— Begin —
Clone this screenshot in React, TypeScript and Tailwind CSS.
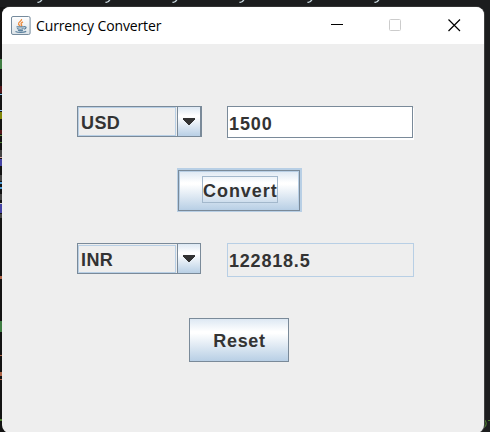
import React from "react";

const font = "font-['Liberation_Sans',Arial,sans-serif] font-bold text-[18px] leading-[20px] text-[#333333]";
const metal = "bg-[linear-gradient(180deg,#dde8f3_0%,#ffffff_30%,#ffffff_34%,#b8cfe5_100%)]";

function JavaIcon() {
  return (
    <svg width="20" height="20" viewBox="0 0 20 20" className="block">
      <defs>
        <linearGradient id="tile" x1="0" y1="0" x2="0" y2="1">
          <stop offset="0" stopColor="#ffffff" />
          <stop offset="1" stopColor="#dce3e8" />
        </linearGradient>
      </defs>
      <rect x="0.5" y="0.5" width="18.6" height="18" rx="1.5" fill="url(#tile)" stroke="#768b9d" />
      <path d="M10.5 3C11.5 5 7 6 7.5 8C7.8 9 9 9.5 9 10.3M12 5.8C9.5 7 9.8 8 10.6 8.8C11 9.3 10.5 10 10 10.4" fill="none" stroke="#ed8b3d" strokeWidth="1.3" />
      <path d="M5.5 10.8H13.2M6 12.5C7.5 13.3 11 13.3 12.6 12.5M7 14.2C8.5 14.8 10.5 14.8 12 14.2M13.2 10.7C16 10.4 15.4 12.8 13 13.2M4.5 15.4C7 16.8 12.5 16.8 15.2 15.4" fill="none" stroke="#5b819e" strokeWidth="1.2" />
    </svg>
  );
}

function Combo({ value, lower }: { value: string; lower?: boolean }) {
  return (
    <div className={`flex h-[31px] border border-[#7a8a99] ${lower ? "w-[124px]" : "w-[125px] border-r-2"}`}>
      <div className={`mr-px flex w-[98px] shrink-0 items-center border border-[#b8cfe5] pl-[2px] tracking-[0.4px] ${lower ? "mt-px pt-px" : "pt-[2px]"} ${font}`}>
        {value}
      </div>
      <div className={`flex flex-1 items-center justify-center border-l border-[#7a8a99] ${metal}`}>
        <svg width="12" height="7" viewBox="0 0 12 7" shapeRendering="crispEdges">
          <path d="M0 0H12V1L6.5 7H5.5L0 1Z" fill="#333333" />
        </svg>
      </div>
    </div>
  );
}

const edgeMarks = [
  [59, 10, "bg-[#3f7d43]"],
  [86, 7, "bg-[#541719]"],
  [94, 1, "bg-[#8ac4ec]"],
  [110, 1, "bg-[#8ac4ec]"],
  [112, 7, "bg-[#7f8508]"],
  [130, 4, "bg-[#541719]"],
  [135, 1, "bg-[#648d3c]"],
  [142, 1, "bg-[#4e7e32]"],
  [150, 7, "bg-[#444444]"],
  [157, 1, "bg-[#d5a0a0]"],
  [159, 7, "bg-[#4543a4]"],
  [175, 6, "bg-[#444444]"],
  [182, 2, "bg-[#4d9bd5]"],
  [187, 2, "bg-[#4d9bd5]"],
  [194, 6, "bg-[#444444]"],
  [203, 1, "bg-[#cccccc]"],
  [204, 9, "bg-[#4543a4]"],
  [214, 4, "bg-[#444444]"],
  [276, 3, "bg-[#ae6548]"],
  [321, 11, "bg-[#3f7d43]"],
  [355, 1, "bg-[#ae6548]"],
  [372, 4, "bg-[#ae6548]"],
  [379, 1, "bg-[#ae6548]"],
  [419, 2, "bg-[#4e7e32]"],
] as const;

// Descenders of the editor line that runs behind the window's top edge
const tails = [37, 105, 172, 239, 307, 374];

export default function App() {
  return (
    <div className="relative h-[432px] w-[490px] overflow-hidden bg-[#1c1d1e] pl-[2px] pt-[7px]">
      <div className="absolute left-0 top-[7px] h-[425px] w-[12px] bg-[#131313]" />
      {edgeMarks.map(([top, height, color]) => (
        <i key={top} className={`absolute left-0 w-[2px] ${color}`} style={{ top, height }} />
      ))}
      <svg className="absolute left-0 top-0" width="490" height="4">
        {tails.map((x) => (
          <path key={x} d={`M${x + 0.5} 2.3C${x + 3} 2.8 ${x + 4} 1.5 ${x + 5} -0.5`} fill="none" stroke="#c9d8df" strokeWidth="1.4" />
        ))}
      </svg>
      <svg className="absolute left-[484px] top-[418px]" width="6" height="12">
        <path d="M0 1.5C3 4 3 7 0 9.5M4 2.5H6" fill="none" stroke="#4e7e32" strokeWidth="1.2" />
      </svg>
      <div className="relative h-[426px] w-[482px] overflow-hidden rounded-[8px] bg-[#eeeeee] shadow-[1px_0_0_#3f4040,0_-1px_0_#333333]">
        <header className="flex h-[37px] items-center bg-white">
          <div className="ml-[9px]"><JavaIcon /></div>
          <h1 className="ml-[5px] w-[160px] whitespace-nowrap font-['Open_Sans','Noto_Sans',sans-serif] text-[14px] leading-[20px] tracking-[-0.13px] text-black">Currency Converter</h1>
          <svg className="ml-[135px]" width="130" height="13" viewBox="0 0 130 13">
            <path d="M0 5.5H12" stroke="#000" />
            <rect x="58.5" y="0.5" width="11" height="11" rx="1" fill="none" stroke="#cccccc" />
            <path d="M117.5 0.5L129 12M129 0.5L117.5 12" stroke="#000" strokeWidth="1.2" />
          </svg>
        </header>
        <main>
          <div className="flex h-[95px] items-start gap-[25px] pl-[75px] pt-[62px]">
            <Combo value="USD" />
            <div className={`flex h-[32px] w-[186px] items-center border border-[#7a8a99] bg-white pl-[1px] pt-[4px] tracking-[0.9px] shadow-[1px_2px_0_#ffffff] ${font}`}>1500</div>
          </div>
          <button className={`ml-[175px] mt-[29px] flex h-[44px] w-[125px] border border-[#b8cfe5] bg-[#b8cfe5] pt-[1px] ${font}`}>
            <span className={`flex h-[41px] w-[122px] justify-center border border-[#7a8a99] pt-[5px] ring-1 ring-inset ring-[#b8cfe5] ${metal}`}>
              <span className="ml-[2px] flex h-[27px] w-[76px] items-center border border-[#a3b8cc] pt-[3px] tracking-[0.95px]">Convert</span>
            </span>
          </button>
          <div className="flex items-start gap-[26px] pl-[75px] pt-[31px]">
            <Combo value="INR" lower />
            <div className={`flex h-[34px] w-[187px] items-center border border-[#b8cfe5] pl-[1px] pt-[2px] tracking-[0.8px] ${font}`}>122818.5</div>
          </div>
          <button className={`ml-[187px] mt-[41px] flex h-[44px] w-[100px] items-center justify-center border border-[#7a8a99] pl-px pt-[2px] tracking-[0.7px] ${metal} ${font}`}>Reset</button>
        </main>
      </div>
    </div>
  );
}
— End —
Leave the images out and output the remaining material exactly as it stands.

→ **Result of this exercise**
Clone this screenshot in React, TypeScript and Tailwind CSS.
import React from "react";

const font = "font-['Liberation_Sans',Arial,sans-serif] font-bold text-[18px] leading-[20px] text-[#333333]";
const metal = "bg-[linear-gradient(180deg,#dde8f3_0%,#ffffff_30%,#ffffff_34%,#b8cfe5_100%)]";

function JavaIcon() {
  return (
    <svg width="20" height="20" viewBox="0 0 20 20" className="block">
      <defs>
        <linearGradient id="tile" x1="0" y1="0" x2="0" y2="1">
          <stop offset="0" stopColor="#ffffff" />
          <stop offset="1" stopColor="#dce3e8" />
        </linearGradient>
      </defs>
      <rect x="0.5" y="0.5" width="18.6" height="18" rx="1.5" fill="url(#tile)" stroke="#768b9d" />
      <path d="M10.5 3C11.5 5 7 6 7.5 8C7.8 9 9 9.5 9 10.3M12 5.8C9.5 7 9.8 8 10.6 8.8C11 9.3 10.5 10 10 10.4" fill="none" stroke="#ed8b3d" strokeWidth="1.3" />
      <path d="M5.5 10.8H13.2M6 12.5C7.5 13.3 11 13.3 12.6 12.5M7 14.2C8.5 14.8 10.5 14.8 12 14.2M13.2 10.7C16 10.4 15.4 12.8 13 13.2M4.5 15.4C7 16.8 12.5 16.8 15.2 15.4" fill="none" stroke="#5b819e" strokeWidth="1.2" />
    </svg>
  );
}

function Combo({ value, lower }: { value: string; lower?: boolean }) {
  return (
    <div className={`flex h-[31px] border border-[#7a8a99] ${lower ? "w-[124px]" : "w-[125px] border-r-2"}`}>
      <div className={`mr-px flex w-[98px] shrink-0 items-center border border-[#b8cfe5] pl-[2px] tracking-[0.4px] ${lower ? "mt-px pt-px" : "pt-[2px]"} ${font}`}>
        {value}
      </div>
      <div className={`flex flex-1 items-center justify-center border-l border-[#7a8a99] ${metal}`}>
        <svg width="12" height="7" viewBox="0 0 12 7" shapeRendering="crispEdges">
          <path d="M0 0H12V1L6.5 7H5.5L0 1Z" fill="#333333" />
        </svg>
      </div>
    </div>
  );
}

const edgeMarks = [
  [59, 10, "bg-[#3f7d43]"],
  [86, 7, "bg-[#541719]"],
  [94, 1, "bg-[#8ac4ec]"],
  [110, 1, "bg-[#8ac4ec]"],
  [112, 7, "bg-[#7f8508]"],
  [130, 4, "bg-[#541719]"],
  [135, 1, "bg-[#648d3c]"],
  [142, 1, "bg-[#4e7e32]"],
  [150, 7, "bg-[#444444]"],
  [157, 1, "bg-[#d5a0a0]"],
  [159, 7, "bg-[#4543a4]"],
  [175, 6, "bg-[#444444]"],
  [182, 2, "bg-[#4d9bd5]"],
  [187, 2, "bg-[#4d9bd5]"],
  [194, 6, "bg-[#444444]"],
  [203, 1, "bg-[#cccccc]"],
  [204, 9, "bg-[#4543a4]"],
  [214, 4, "bg-[#444444]"],
  [276, 3, "bg-[#ae6548]"],
  [321, 11, "bg-[#3f7d43]"],
  [355, 1, "bg-[#ae6548]"],
  [372, 4, "bg-[#ae6548]"],
  [379, 1, "bg-[#ae6548]"],
  [419, 2, "bg-[#4e7e32]"],
] as const;

// Descenders of the editor line that runs behind the window's top edge
const tails = [37, 105, 172, 239, 307, 374];

export default function App() {
  return (
    <div className="relative h-[432px] w-[490px] overflow-hidden bg-[#1c1d1e] pl-[2px] pt-[7px]">
      <div className="absolute left-0 top-[7px] h-[425px] w-[12px] bg-[#131313]" />
      {edgeMarks.map(([top, height, color]) => (
        <i key={top} className={`absolute left-0 w-[2px] ${color}`} style={{ top, height }} />
      ))}
      <svg className="absolute left-0 top-0" width="490" height="4">
        {tails.map((x) => (
          <path key={x} d={`M${x + 0.5} 2.3C${x + 3} 2.8 ${x + 4} 1.5 ${x + 5} -0.5`} fill="none" stroke="#c9d8df" strokeWidth="1.4" />
        ))}
      </svg>
      <svg className="absolute left-[484px] top-[418px]" width="6" height="12">
        <path d="M0 1.5C3 4 3 7 0 9.5M4 2.5H6" fill="none" stroke="#4e7e32" strokeWidth="1.2" />
      </svg>
      <div className="relative h-[426px] w-[482px] overflow-hidden rounded-[8px] bg-[#eeeeee] shadow-[1px_0_0_#3f4040,0_-1px_0_#333333]">
        <header className="flex h-[37px] items-center bg-white">
          <div className="ml-[9px]"><JavaIcon /></div>
          <h1 className="ml-[5px] w-[160px] whitespace-nowrap font-['Open_Sans','Noto_Sans',sans-serif] text-[14px] leading-[20px] tracking-[-0.13px] text-black">Currency Converter</h1>
          <svg className="ml-[135px]" width="130" height="13" viewBox="0 0 130 13">
            <path d="M0 5.5H12" stroke="#000" />
            <rect x="58.5" y="0.5" width="11" height="11" rx="1" fill="none" stroke="#cccccc" />
            <path d="M117.5 0.5L129 12M129 0.5L117.5 12" stroke="#000" strokeWidth="1.2" />
          </svg>
        </header>
        <main>
          <div className="flex h-[95px] items-start gap-[25px] pl-[75px] pt-[62px]">
            <Combo value="USD" />
            <div className={`flex h-[32px] w-[186px] items-center border border-[#7a8a99] bg-white pl-[1px] pt-[4px] tracking-[0.9px] shadow-[1px_2px_0_#ffffff] ${font}`}>1500</div>
          </div>
          <button className={`ml-[175px] mt-[29px] flex h-[44px] w-[125px] border border-[#b8cfe5] bg-[#b8cfe5] pt-[1px] ${font}`}>
            <span className={`flex h-[41px] w-[122px] justify-center border border-[#7a8a99] pt-[5px] ring-1 ring-inset ring-[#b8cfe5] ${metal}`}>
              <span className="ml-[2px] flex h-[27px] w-[76px] items-center border border-[#a3b8cc] pt-[3px] tracking-[0.95px]">Convert</span>
            </span>
          </button>
          <div className="flex items-start gap-[26px] pl-[75px] pt-[31px]">
            <Combo value="INR" lower />
            <div className={`flex h-[34px] w-[187px] items-center border border-[#b8cfe5] pl-[1px] pt-[2px] tracking-[0.8px] ${font}`}>122818.5</div>
          </div>
          <button className={`ml-[187px] mt-[41px] flex h-[44px] w-[100px] items-center justify-center border border-[#7a8a99] pl-px pt-[2px] tracking-[0.7px] ${metal} ${font}`}>Reset</button>
        </main>
      </div>
    </div>
  );
}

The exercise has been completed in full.